1. Degrease with a Loctite cleaner like 7061 or a similar non-oily solvent.
2. Allow to dry completely.
3. Do not touch the cleaned surface with bare hands.

It sounds simple, but in a busy assembly environment, people skip it. We implemented random audits with UV dye in our cleaner. If the dye showed up under a blacklight after "cleaning," we knew the step was skipped. It cut our related defects by 80%.

Step 7: Define the Cure Time Before Handling

Don't assume "sets in 10 minutes" means "full strength in 10 minutes." That's the handling strength. Full cure (achieving the rated breakaway torque) usually takes 24 hours at room temperature. If you need the part to withstand vibration or load sooner, you might need an accelerator or a faster-curing product.

For our critical path assemblies that need testing within an hour, we use a product like Loctite 290 (a wicking grade that can be applied after assembly) with an accelerator. It gives us about 75% strength in 30 minutes. The point is, match the cure time to your production schedule. Don't let the shipping department handle a sub-assembly 20 minutes after it's been locked if the spec says it needs 24 hours.

Common Mistakes to Avoid

Mixing anti-seize and threadlocker: They do opposite jobs. Never use them together. Pick one.
Using too much: More is not better.
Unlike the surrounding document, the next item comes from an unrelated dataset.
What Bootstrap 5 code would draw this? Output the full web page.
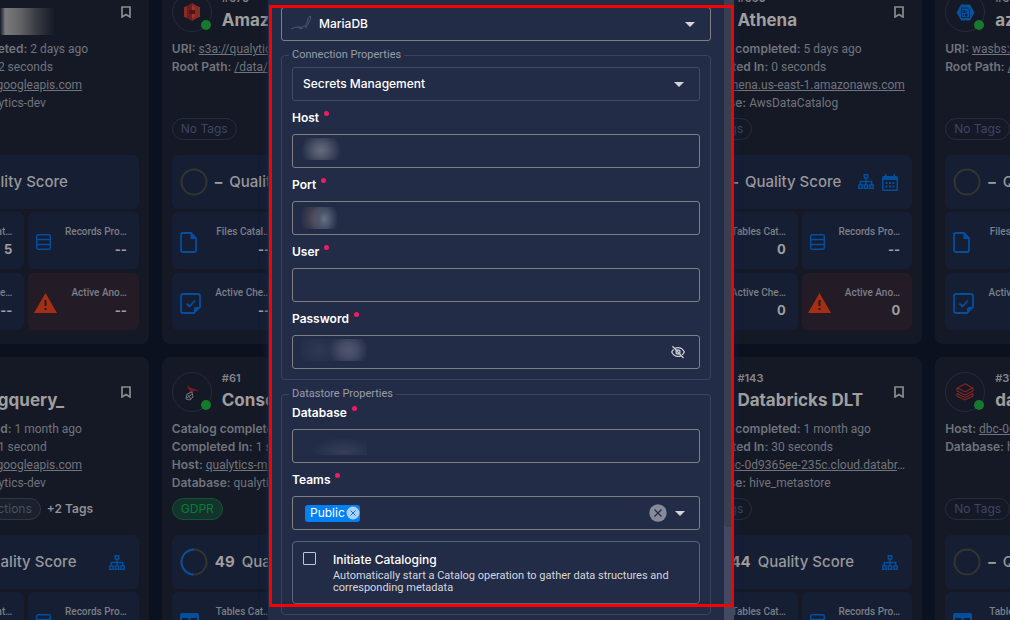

A drop on the first few engaged threads is enough. Excess adhesive can migrate and contaminate nearby surfaces or sensors.
Assuming "permanent" means "indestructible": Even high-strength threadlockers have a maximum torque and temperature limit. They're a supplement to good mechanical design, not a replacement for it.
Not verifying the spec on the floor: The biggest gap is between the engineering spec and what the technician actually does. Do a gemba walk—go to the station and watch the process. You'll probably find a discrepancy.

Bottom line: Five minutes with this checklist when you're writing the work instruction can save you five days of downtime and a five-figure warranty claim later. It's the cheapest insurance policy you can buy for your assembled products.